Em 2010, o Brasil disputou a segunda divisão gaúcha. O desempenho, porém, foi terrível. O time sequer passou a da primeira fase. Acabou o torneio com 14 jogos, três vitórias, sete empates e quatro derrotas. Jogou também a Série C, mas não passou da primeira fase. Em 2011, o time conseguiu avançar um pouco mais: chegou à terceira fase, mas não se classificou para o quadrangular final, que definiria o acesso. Jogou novamente a Série C e ficou em 19º, acabou rebaixado à recém-criada Série D. Em 2012, mais uma vez avançou da primeira fase no Gaúcho, mas caiu na segunda, antes de brigar por acesso. Jogaria a Série D, sem sucesso, e ficaria fora da edição seguinte. Parecia que o Brasil tinha chegado ao fundo do poço.

Foi em 2013 que a história começou a finalmente mudar. O Brasil se classificou em segundo no Grupo B, avançou à fase final, passou pelo Riograndense e se consagrou campeão, batendo o São Paulo na final. O time de Pelotas estava de volta à primeira divisão gaúcha. Em 2014, o Brasil fez uma campanha de destaque: ficou em segundo no Grupo A, atrás apenas do Inter. Avançou à fase eliminatória e superou o Novo Hamburgo. Nas semifinais, caiu diante do Grêmio por um placar apertado, 2 a 1. Ficou com o terceiro lugar e se classificou para a Copa do Brasil e a Série D. Era uma nova chance de recomeço, e os Xavantes aproveitaram.

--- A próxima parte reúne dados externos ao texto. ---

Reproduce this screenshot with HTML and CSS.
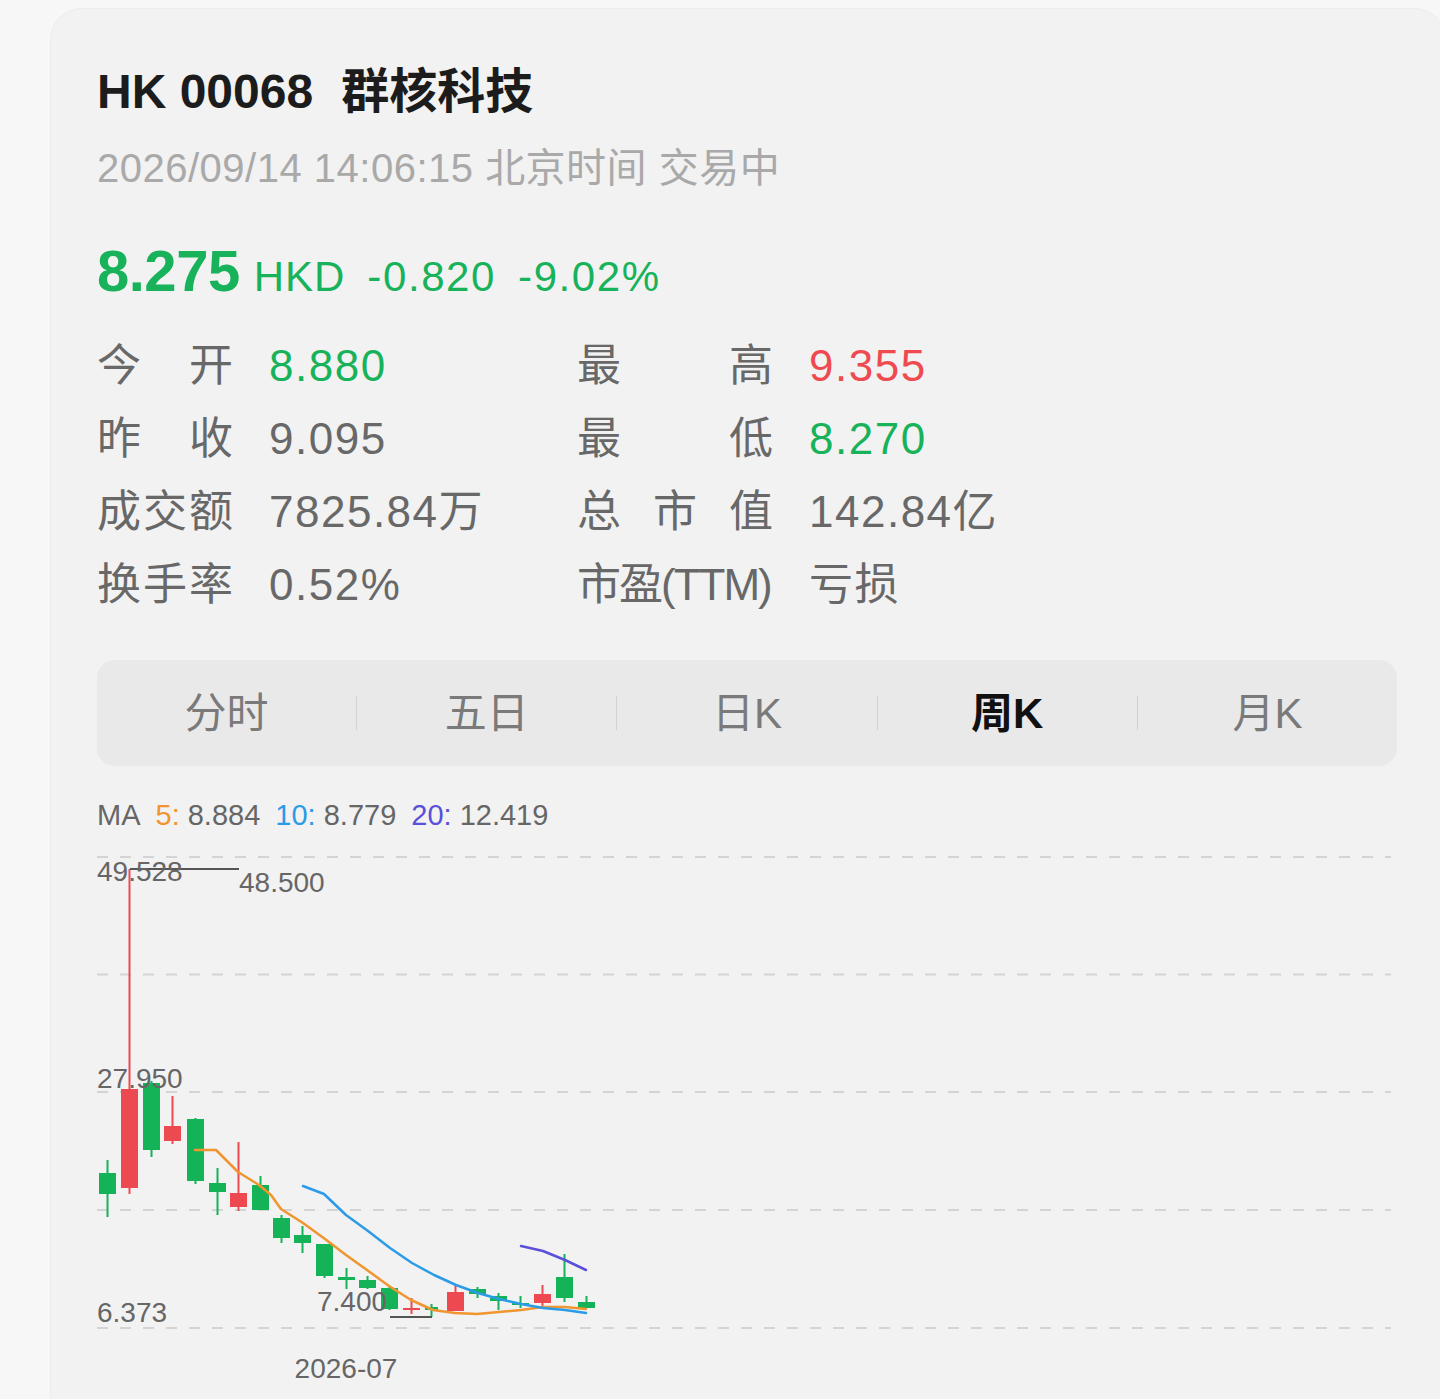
FILE: index.html
```html
<!DOCTYPE html>
<html lang="zh-CN">
<head>
    <meta charset="UTF-8">
    <meta name="viewport" content="width=device-width, initial-scale=1.0">
    <title>群核科技 HK 00068</title>
    <link rel="stylesheet" href="styles.css">
</head>
<body>
    <div class="card">
        <h1 class="title">HK 00068<span class="title-name">群核科技</span></h1>
        <div class="subtitle">2026/09/14 14:06:15 北京时间 交易中</div>

        <div class="quote">
            <span class="price">8.275</span>
            <span class="ccy">HKD</span>
            <span class="chg">-0.820</span>
            <span class="chg">-9.02%</span>
        </div>

        <div class="stats">
            <div class="stat">
                <span class="lbl"><span>今</span><span>开</span></span>
                <span class="val down">8.880</span>
            </div>
            <div class="stat wide">
                <span class="lbl"><span>最</span><span>高</span></span>
                <span class="val up">9.355</span>
            </div>
            <div class="stat">
                <span class="lbl"><span>昨</span><span>收</span></span>
                <span class="val">9.095</span>
            </div>
            <div class="stat wide">
                <span class="lbl"><span>最</span><span>低</span></span>
                <span class="val down">8.270</span>
            </div>
            <div class="stat">
                <span class="lbl"><span>成</span><span>交</span><span>额</span></span>
                <span class="val">7825.84万</span>
            </div>
            <div class="stat wide">
                <span class="lbl"><span>总</span><span>市</span><span>值</span></span>
                <span class="val">142.84亿</span>
            </div>
            <div class="stat">
                <span class="lbl"><span>换</span><span>手</span><span>率</span></span>
                <span class="val">0.52%</span>
            </div>
            <div class="stat wide">
                <span class="lbl"><span class="tight">市盈(TTM)</span></span>
                <span class="val">亏损</span>
            </div>
        </div>

        <div class="tabs">
            <div class="tab">分时</div>
            <i class="sep"></i>
            <div class="tab">五日</div>
            <i class="sep"></i>
            <div class="tab">日K</div>
            <i class="sep"></i>
            <div class="tab active">周K</div>
            <i class="sep"></i>
            <div class="tab">月K</div>
        </div>

        <div class="ma-legend">
            <span>MA</span>
            <span><b class="ma5">5:</b> 8.884</span>
            <span><b class="ma10">10:</b> 8.779</span>
            <span><b class="ma20">20:</b> 12.419</span>
        </div>

        <!-- 周K 图 -->
        <svg class="chart" width="1302" height="556" viewBox="96 840 1302 556">
            <g class="grid">
                <line x1="96" y1="856" x2="1390" y2="856"/>
                <line x1="96" y1="973.5" x2="1390" y2="973.5"/>
                <line x1="96" y1="1091" x2="1390" y2="1091"/>
                <line x1="96" y1="1209" x2="1390" y2="1209"/>
                <line x1="96" y1="1327" x2="1390" y2="1327"/>
            </g>

            <g class="candles">
                <line class="g" x1="106.5" y1="1159" x2="106.5" y2="1216"/><rect class="g" x="98" y="1172" width="17" height="21"/>
                <line class="r" x1="128.5" y1="868" x2="128.5" y2="1193"/><rect class="r" x="120" y="1088" width="17" height="99"/>
                <line class="g" x1="150.5" y1="1080" x2="150.5" y2="1156"/><rect class="g" x="142" y="1082" width="17" height="67"/>
                <line class="r" x1="171.5" y1="1095" x2="171.5" y2="1143"/><rect class="r" x="163" y="1125" width="17" height="15"/>
                <line class="g" x1="194.5" y1="1117" x2="194.5" y2="1183"/><rect class="g" x="186" y="1118" width="17" height="62"/>
                <line class="g" x1="216.5" y1="1167" x2="216.5" y2="1214"/><rect class="g" x="208" y="1182" width="17" height="9"/>
                <line class="r" x1="237.5" y1="1141" x2="237.5" y2="1210"/><rect class="r" x="229" y="1192" width="17" height="14"/>
                <line class="g" x1="259.5" y1="1175" x2="259.5" y2="1209"/><rect class="g" x="251" y="1184" width="17" height="25"/>
                <line class="g" x1="280.5" y1="1214" x2="280.5" y2="1242"/><rect class="g" x="272" y="1217" width="17" height="20"/>
                <line class="g" x1="301.5" y1="1225" x2="301.5" y2="1252"/><rect class="g" x="293" y="1234" width="17" height="8"/>
                <line class="g" x1="323.5" y1="1243" x2="323.5" y2="1277"/><rect class="g" x="315" y="1243" width="17" height="32"/>
                <line class="g" x1="345.5" y1="1267" x2="345.5" y2="1288"/><rect class="g" x="337" y="1276" width="17" height="3"/>
                <line class="g" x1="366.5" y1="1275" x2="366.5" y2="1288"/><rect class="g" x="358" y="1279" width="17" height="8"/>
                <line class="g" x1="388.5" y1="1286" x2="388.5" y2="1309"/><rect class="g" x="380" y="1287" width="17" height="21"/>
                <line class="r" x1="410.5" y1="1297" x2="410.5" y2="1313"/><rect class="r" x="402" y="1307" width="17" height="2"/>
                <line class="g" x1="430.5" y1="1303" x2="430.5" y2="1316"/><rect class="g" x="424" y="1306" width="13" height="3"/>
                <line class="r" x1="454.5" y1="1284" x2="454.5" y2="1310"/><rect class="r" x="446" y="1291" width="17" height="19"/>
                <line class="g" x1="476.5" y1="1286" x2="476.5" y2="1297"/><rect class="g" x="468" y="1288" width="17" height="5"/>
                <line class="g" x1="497.5" y1="1292" x2="497.5" y2="1309"/><rect class="g" x="489" y="1295" width="17" height="5"/>
                <line class="g" x1="519.5" y1="1295" x2="519.5" y2="1307"/><rect class="g" x="511" y="1302" width="17" height="2"/>
                <line class="r" x1="541.5" y1="1284" x2="541.5" y2="1305"/><rect class="r" x="533" y="1293" width="17" height="9"/>
                <line class="g" x1="563.5" y1="1253" x2="563.5" y2="1301"/><rect class="g" x="555" y="1276" width="17" height="21"/>
                <line class="g" x1="585.5" y1="1295" x2="585.5" y2="1307"/><rect class="g" x="577" y="1301" width="17" height="6"/>
            </g>

            <polyline class="ma ma5" points="194,1149 215,1149 237,1171 258,1184 270,1194 280,1208 302,1222 324,1238 345,1254 366,1269 388,1285 410,1299 432,1309 454,1312 476,1313 498,1311 520,1309 542,1306 564,1306 585,1308"/>
            <polyline class="ma ma10" points="302,1185 323,1193 345,1214 367,1230 389,1247 411,1262 433,1274 455,1284 477,1292 498,1298 520,1303 542,1307 564,1309 585,1312"/>
            <polyline class="ma ma20" points="520,1245 542,1250 564,1259 585,1269"/>

            <line class="mark" x1="129" y1="868" x2="238" y2="868"/>
            <line class="mark" x1="389" y1="1316" x2="431" y2="1316"/>

            <g class="axis">
                <text x="96" y="880">49.528</text>
                <text x="238" y="891">48.500</text>
                <text x="96" y="1087">27.950</text>
                <text x="96" y="1321">6.373</text>
                <text x="316" y="1310">7.400</text>
                <text x="345" y="1377" text-anchor="middle">2026-07</text>
            </g>
        </svg>
    </div>
</body>
</html>
```

FILE: styles.css
```css
body {
    margin: 0;
    background-color: #f7f7f7;
    font-family: "Liberation Sans", "Noto Sans CJK SC", sans-serif;
    overflow: hidden;
    height: 1399px;
}

.card {
    margin: 8px 0 0 50px;
    width: 1396px;
    min-height: 1420px;
    box-sizing: border-box;
    padding: 55px 48px 0 46px;
    background-color: #f2f2f2;
    border: 1px solid #ececec;
    border-radius: 32px 32px 0 0;
}

.title {
    margin: 0;
    font-size: 48px;
    line-height: 56px;
    font-weight: bold;
    color: #1c1c1c;
}

.title-name {
    margin-left: 28px;
}

.subtitle {
    margin-top: 24px;
    font-size: 40px;
    line-height: 48px;
    letter-spacing: 0.5px;
    color: #a9a9a9;
}

/* 价格行 */
.quote {
    display: flex;
    align-items: baseline;
    margin-top: 47px;
    height: 64px;
    line-height: 64px;
    color: #17b25a;
}

.price {
    font-size: 58px;
    font-weight: bold;
    letter-spacing: -0.5px;
}

.ccy {
    margin-left: 14px;
    font-size: 42px;
    letter-spacing: 1px;
}

.chg {
    margin-left: 22px;
    font-size: 42px;
    letter-spacing: 1.6px;
}

/* 行情数据 */
.stats {
    display: grid;
    grid-template-columns: 480px auto;
    margin-top: 26px;
    font-size: 44px;
    line-height: 73px;
    color: #686868;
}

.stat {
    display: flex;
    white-space: nowrap;
}

.lbl {
    display: flex;
    justify-content: space-between;
    width: 136px;
}

.stat.wide .lbl {
    width: 196px;
}

.lbl .tight {
    letter-spacing: -2px;
}

.val {
    margin-left: 36px;
    letter-spacing: 1.5px;
}

.val.down {
    color: #17b25a;
}

.val.up {
    color: #ee4a50;
}

/* 周期切换 */
.tabs {
    display: flex;
    align-items: center;
    margin-top: 39px;
    height: 106px;
    border-radius: 18px;
    background-color: #e9e9e9;
}

.tab {
    flex: 1;
    padding-bottom: 7px;
    text-align: center;
    font-size: 42px;
    color: #7a7a7a;
}

.tab.active {
    font-weight: bold;
    color: #111111;
}

.sep {
    width: 1px;
    height: 34px;
    background-color: #d2d2d2;
}

.ma-legend {
    display: flex;
    gap: 15px;
    margin-top: 32px;
    font-size: 29px;
    line-height: 34px;
    color: #666666;
}

.ma-legend b {
    font-weight: normal;
}

.ma5 {
    color: #f0952f;
}

.ma10 {
    color: #2b9be8;
}

.ma20 {
    color: #5b50d8;
}

.chart {
    display: block;
    margin-top: 9px;
}

.grid line {
    stroke: #d4d4d4;
    stroke-width: 2;
    stroke-dasharray: 11 12;
}

.candles line {
    stroke-width: 2;
}

.candles line.g {
    stroke: #14b358;
}

.candles line.r {
    stroke: #ec4a50;
}

.candles rect.g {
    fill: #14b358;
}

.candles rect.r {
    fill: #ec4a50;
}

.ma {
    fill: none;
    stroke-width: 2.5;
    stroke-linejoin: round;
    stroke-linecap: round;
}

.ma.ma5 {
    stroke: #f0952f;
}

.ma.ma10 {
    stroke: #2b9be8;
}

.ma.ma20 {
    stroke: #5b50d8;
}

.mark {
    stroke: #555555;
    stroke-width: 2;
}

.axis text {
    font-family: "Liberation Sans", sans-serif;
    font-size: 28px;
    fill: #666666;
}
```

Na campanha da Série D, o Brasil avançou da fase de grupos e foi bem nos mata-matas: bateu Operário Várzea-Grandense, Brasiliense, Londrina e, finalmente, acabou derrotado pelo Tombense, nos pênaltis. Mesmo assim, havia motivo para comemorar: o time subiu para a Série C. O ano de 2015 começou com outra boa campanha no Gauchão. Novamente indo bem na primeira fase e desta vez parando no Inter na semifinal. Mais uma vez, terceiro colocado.

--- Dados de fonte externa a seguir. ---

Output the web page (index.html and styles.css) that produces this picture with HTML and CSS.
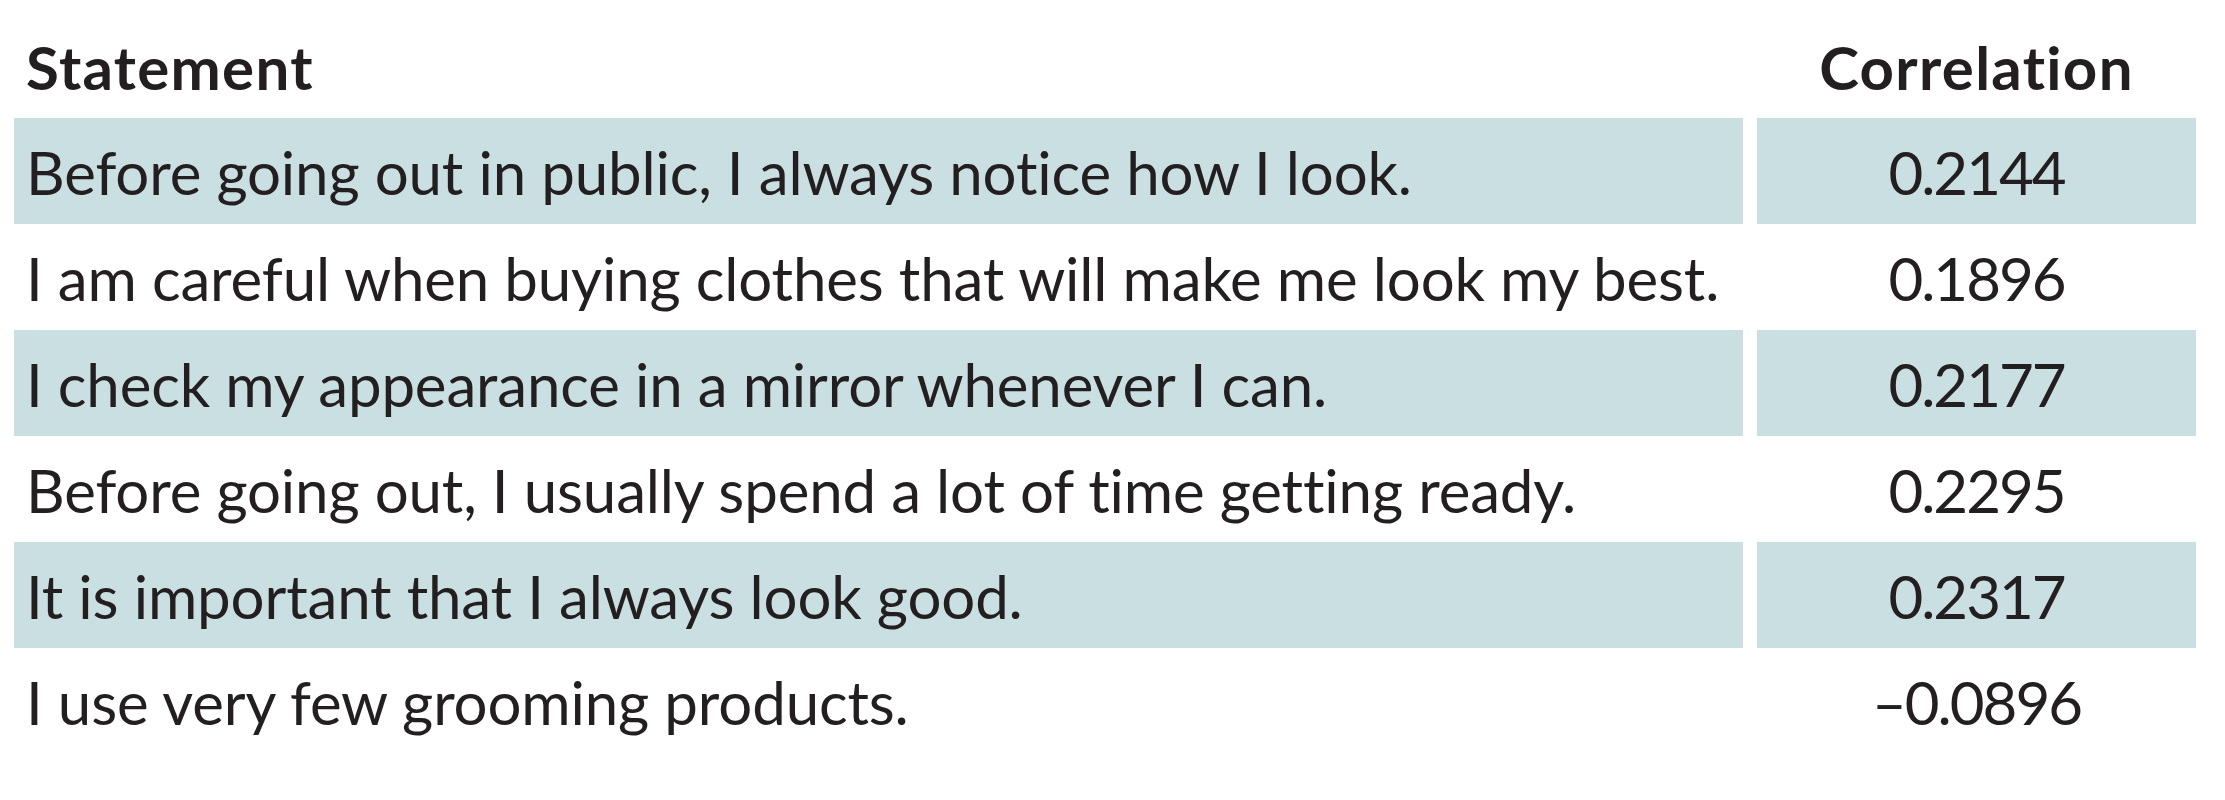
FILE: index.html
```html
<!DOCTYPE html>
<html lang="en">
<head>
<meta charset="utf-8">
<title>Statement correlations</title>
<link rel="stylesheet" href="styles.css">
</head>
<body>
<div class="table">
  <div class="row head">
    <div class="cell stmt">Statement</div>
    <div class="cell num">Correlation</div>
  </div>
  <div class="row shade">
    <div class="cell stmt">Before going out in public, I always notice how I look.</div>
    <div class="cell num">0.2144</div>
  </div>
  <div class="row">
    <div class="cell stmt">I am careful when buying clothes that will make me look my best.</div>
    <div class="cell num">0.1896</div>
  </div>
  <div class="row shade">
    <div class="cell stmt">I check my appearance in a mirror whenever I can.</div>
    <div class="cell num">0.2177</div>
  </div>
  <div class="row">
    <div class="cell stmt">Before going out, I usually spend a lot of time getting ready.</div>
    <div class="cell num">0.2295</div>
  </div>
  <div class="row shade">
    <div class="cell stmt">It is important that I always look good.</div>
    <div class="cell num">0.2317</div>
  </div>
  <div class="row">
    <div class="cell stmt">I use very few grooming products.</div>
    <div class="cell num">–0.0896</div>
  </div>
</div>
</body>
</html>
```
FILE: styles.css
```css
html, body {
  margin: 0;
  padding: 0;
  background: #ffffff;
}

body {
  font-family: Lato, "Open Sans", sans-serif;
  color: #231f20;
}

.table {
  padding-left: 14px;
  display: flex;
  flex-direction: column;
}

.row {
  display: grid;
  grid-template-columns: 1729px 439px;
  column-gap: 14px;
  height: 106px;
}

.cell {
  font-size: 60px;
  line-height: 103px;
  padding-top: 3px;
  white-space: nowrap;
}

.stmt {
  padding-left: 12px;
  letter-spacing: -0.15px;
}

.num {
  text-align: center;
  letter-spacing: -2px;
}

.head {
  height: 118px;
}

.head .cell {
  font-weight: 700;
  padding-top: 16px;
  line-height: 102px;
  letter-spacing: 1.3px;
}

.shade .cell {
  background: #cadfe1;
}
```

O desafio na Série C era grande. O time se classificou em quarto no Grupo B, avançando para o temido mata-mata. Enfrentou o Fortaleza e conseguiu se classificar de forma dramática, depois de vencer por 1 a 0 em casa e empatar por 0 a 0 fora. Isso significou o acesso do time gaúcho à Série B. Seis anos depois do acidente, os Xavantes estavam na Série B do Campeonato Brasileiro, contando com o artilheiro Leandrão.
MAIS: [Vídeo] A torcida do Brasil de Pelotas recepcionou o time em Porto Alegre e fez muita festa pelo acesso
Jogar a Série B foi mais um desafio para o time de Pelotas. O salto da Série C para a Série B é grande. O time conseguiu se manter lá. A campanha no Campeonato Gaúcho foi pior que nos anos anteriores, terminando em oitavo lugar. Na Série B, a tranquilidade do 11º lugar, sem risco de rebaixamento. E assim o time se manteve. Foi oitavo na Série B de 2017, quando chegou a sonhar com o acesso, mas perdeu fôlego. Em 2018, conseguiu ser vice-campeão gaúcho e terminou a Série B mais uma vez em 11º.
Em 10 anos, o Brasil de Pelotas conseguiu sacodir a poeira e se tornar um clube estabelecido na Série B. Pode sonhar com o acesso, como aconteceu nos últimos anos. A tragédia de 2009 é uma cicatriz que nunca será esquecida e dói a cada momento. São 10 anos que o time precisou se reconstruir, pouco a pouco. A cada jogo no Bento Freitas, no Gauchão ou na Série B do Brasileiro, os torcedores podem vibrar e viver a paixão pelo Xavante. O clube de Régis, Giovani Guimarães e do ídolo Claudio Millar. As dores ficam, mas o Brasil é eterno.